Koen Lenaerts, Europe’s most senior judge, said there are “many, many ways” Britain’s departure from the EU could end up before the EU’s highest court.

“I can’t even start, intellectually, imagining how and where and from which angle it might come,” Mr Lenaerts told the Financial Times.

Landmark Brexit Ruling: What happened and what happens next?

The intervention comes amid suggestions that the ECJ - hated by Conservative Brexit supporters – could be asked to rule on whether the Article 50 notice can be halted.

Nicola Sturgeon, the SNP’s first minister, has been urged to “explode the cosy consensus" that the two-year process cannot be stopped once it has been started, by seeking a reference from the ECJ.

In the interview, Mr Lenaerts declined to comment on the specifics of Brexit or speculate how exactly Britain’s withdrawal could end up before the ECJ.

However, he suggested there were numerous unforeseen legal consequences of the exit process that the EU’s top court may yet be called on to resolve.

They included the treatment of Article 50, which “can be interpreted by our court like any other provision of union law”, Mr Lenaerts said.

There could also be possible constraints on the sort of post-Brexit agreement that the EU’s other countries might seek to reach with Britain.

Any involvement of the ECJ would be certain to inflame hardline Brexit supporters, after the Prime Minister vowed to end its jurisdiction in the UK, as part of the exit deal.

Steve Peers, a professor of EU law at Essex University, wrote: “It’s probably only a matter of time before some aspect of the Brexit issue gets decided by the EU courts - and there’s no small irony in that prospect.”

The government’s Supreme Court appeal against the High Court ruling that MPs must give their consent to the invoking of Article 50 will be heard, over four days, from December 5.

The decision is expected at the start of January, after which – if it loses – the government will introduce a short three-line Bill to try to keep Brexit on track.

Ms May has said she will trigger Article 50 by the end of March, beginning two years of formal exit talks expected to conclude with Britain leaving the EU in spring 2019.

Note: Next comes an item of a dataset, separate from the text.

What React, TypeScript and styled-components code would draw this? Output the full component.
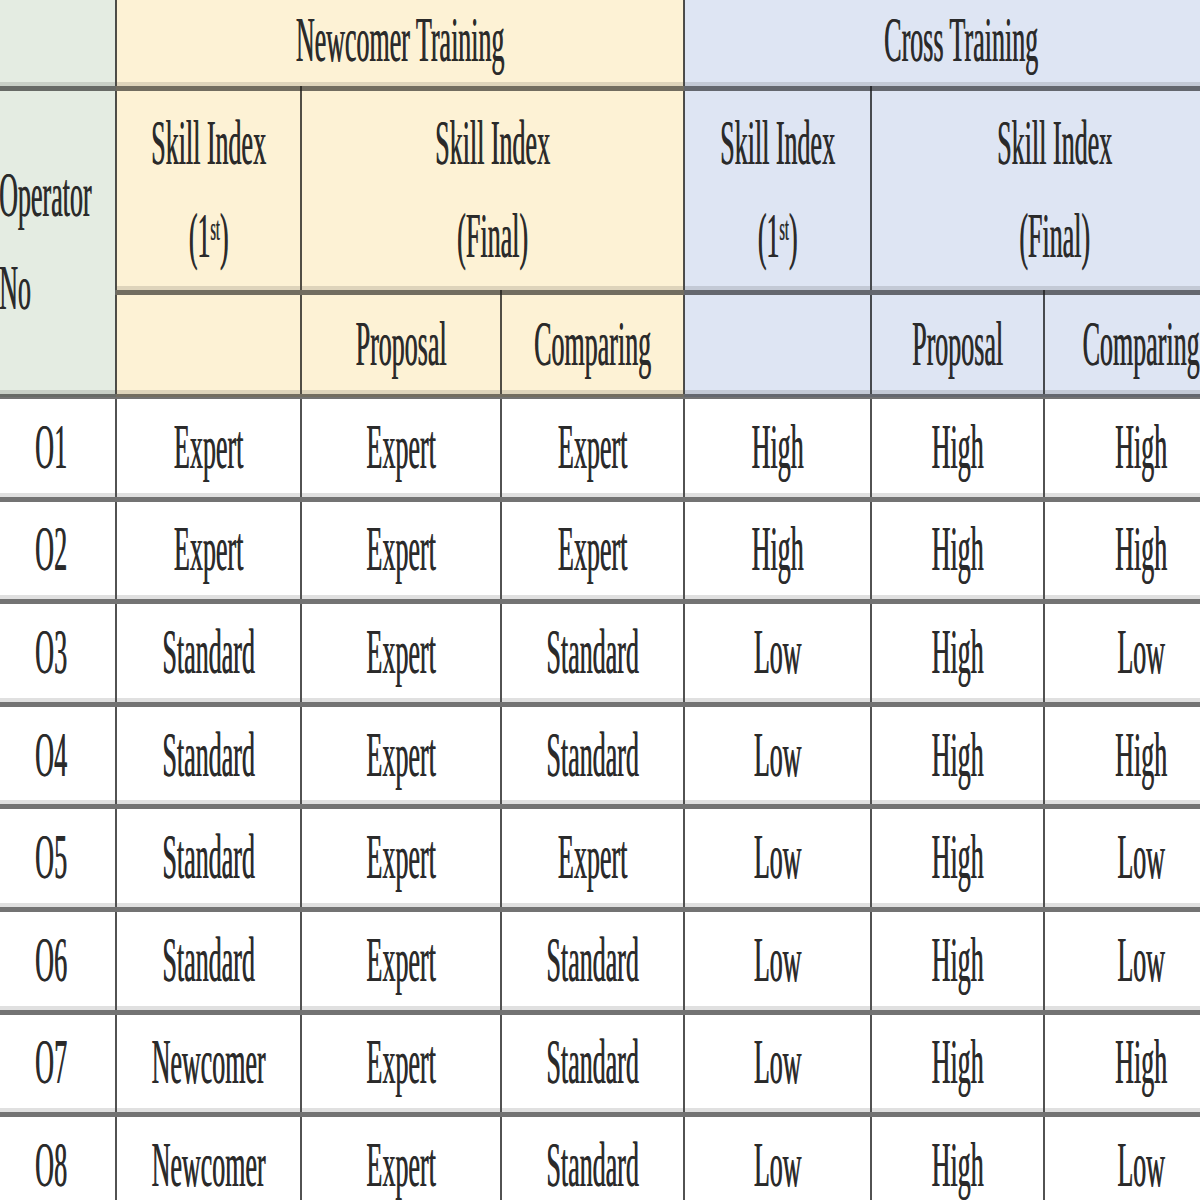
import React from 'react';
import styled, { createGlobalStyle } from 'styled-components';

type Tone = 'green' | 'yellow' | 'blue' | 'white';

const toneBg: Record<Tone, string> = {
    green: '#e4ece2',
    yellow: '#fdf2d5',
    blue: '#dee5f3',
    white: '#ffffff',
};

const rows: string[][] = [
    ['O1', 'Expert', 'Expert', 'Expert', 'High', 'High', 'High'],
    ['O2', 'Expert', 'Expert', 'Expert', 'High', 'High', 'High'],
    ['O3', 'Standard', 'Expert', 'Standard', 'Low', 'High', 'Low'],
    ['O4', 'Standard', 'Expert', 'Standard', 'Low', 'High', 'High'],
    ['O5', 'Standard', 'Expert', 'Expert', 'Low', 'High', 'Low'],
    ['O6', 'Standard', 'Expert', 'Standard', 'Low', 'High', 'Low'],
    ['O7', 'Newcomer', 'Expert', 'Standard', 'Low', 'High', 'High'],
    ['O8', 'Newcomer', 'Expert', 'Standard', 'Low', 'High', 'Low'],
];

const colWidths = [130, 185, 200, 183, 187, 173, 194];

const App = () => {
    return (
        <>
            <GlobalStyle />
            <Page>
                <Table>
                    <colgroup>
                        {colWidths.map((w, i) => (
                            <col key={i} style={{ width: w }} />
                        ))}
                    </colgroup>
                    <thead>
                        <TopRow>
                            <Cell $tone="green"></Cell>
                            <Cell $tone="yellow" colSpan={3}><Label>Newcomer Training</Label></Cell>
                            <Cell $tone="blue" colSpan={3}><Label>Cross Training</Label></Cell>
                        </TopRow>
                        <MidRow>
                            <Cell $tone="green" rowSpan={2} $left>
                                <Label $lines>Operator<br />No</Label>
                            </Cell>
                            <Cell $tone="yellow"><Label $lines>Skill Index<br />(1<Sup>st</Sup>)</Label></Cell>
                            <Cell $tone="yellow" colSpan={2}><Label $lines>Skill Index<br />(Final)</Label></Cell>
                            <Cell $tone="blue"><Label $lines>Skill Index<br />(1<Sup>st</Sup>)</Label></Cell>
                            <Cell $tone="blue" colSpan={2}><Label $lines>Skill Index<br />(Final)</Label></Cell>
                        </MidRow>
                        <SubRow>
                            <Cell $tone="yellow"></Cell>
                            <Cell $tone="yellow"><Label>Proposal</Label></Cell>
                            <Cell $tone="yellow"><Label>Comparing</Label></Cell>
                            <Cell $tone="blue"></Cell>
                            <Cell $tone="blue"><Label>Proposal</Label></Cell>
                            <Cell $tone="blue"><Label>Comparing</Label></Cell>
                        </SubRow>
                    </thead>
                    <tbody>
                        {rows.map((row, r) => (
                            <DataRow key={r}>
                                {row.map((v, c) => (
                                    <Cell key={c} $tone="white"><Label>{v}</Label></Cell>
                                ))}
                            </DataRow>
                        ))}
                    </tbody>
                </Table>
            </Page>
        </>
    );
};

const GlobalStyle = createGlobalStyle`
    html, body {
        margin : 0;
        padding : 0;
        background : #ffffff;
        overflow : hidden;
    }
`;

const Page = styled.div`
    width: 1200px;
    height: 1200px;
    overflow : hidden;
    background : #ffffff;
`;

const Table = styled.table`
    table-layout : fixed;
    width: 1252px;
    border-collapse : collapse;
    margin-top : -10px;
    margin-left : -15px;

    font-family : "Liberation Serif", "Times New Roman", serif;
    font-size : 26px;
    color : #2a2a2a;
`;

const TopRow = styled.tr`
    height: 96px;
`;

const MidRow = styled.tr`
    height: 204px;
`;

const SubRow = styled.tr`
    height: 104px;
`;

const DataRow = styled.tr`
    height: 102.6px;
`;

const Cell = styled.td<{ $tone: Tone; $left?: boolean }>`
    background : ${(p) => toneBg[p.$tone]};
    border-top : 5px solid rgba(0, 0, 0, 0.55);
    border-bottom : 5px solid rgba(0, 0, 0, 0.55);
    border-left : 2px solid rgba(0, 0, 0, 0.68);
    border-right : 2px solid rgba(0, 0, 0, 0.68);
    box-shadow : inset 0 -4px 0 rgba(0, 0, 0, 0.12);
    padding : 0;
    padding-left : ${(p) => (p.$left ? '12px' : '0')};
    text-align : ${(p) => (p.$left ? 'left' : 'center')};
    vertical-align : middle;
    white-space : nowrap;
`;

const Label = styled.span<{ $lines?: boolean }>`
    display : inline-block;
    line-height : ${(p) => (p.$lines ? '38px' : '1')};
    transform : scaleY(2.45);
    transform-origin : center;
    text-shadow : 0.5px 0 0 rgba(40, 40, 40, 0.8);
`;

const Sup = styled.sup`
    font-size : 14px;
    vertical-align : 7px;
    line-height : 0;
`;

export default App;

Although both sides in the High Court case agreed that Article 50 could not be reversed, the crucial issue is likely to be looked at afresh during the appeal.

At the weekend, Jolyon Maugham, a QC who helped bring the first case, urged Ms Sturgeon to take the issue to the ECJ, to allow Scotland to “wrest back control of its future”.

It would enable MPs to withdraw the Article 50 notification at a later date if they rejected the Brexit deal that emerges – perhaps in worsening economic conditions.

However, it is understood that the SNP First Minister is not currently considering going to the ECJ.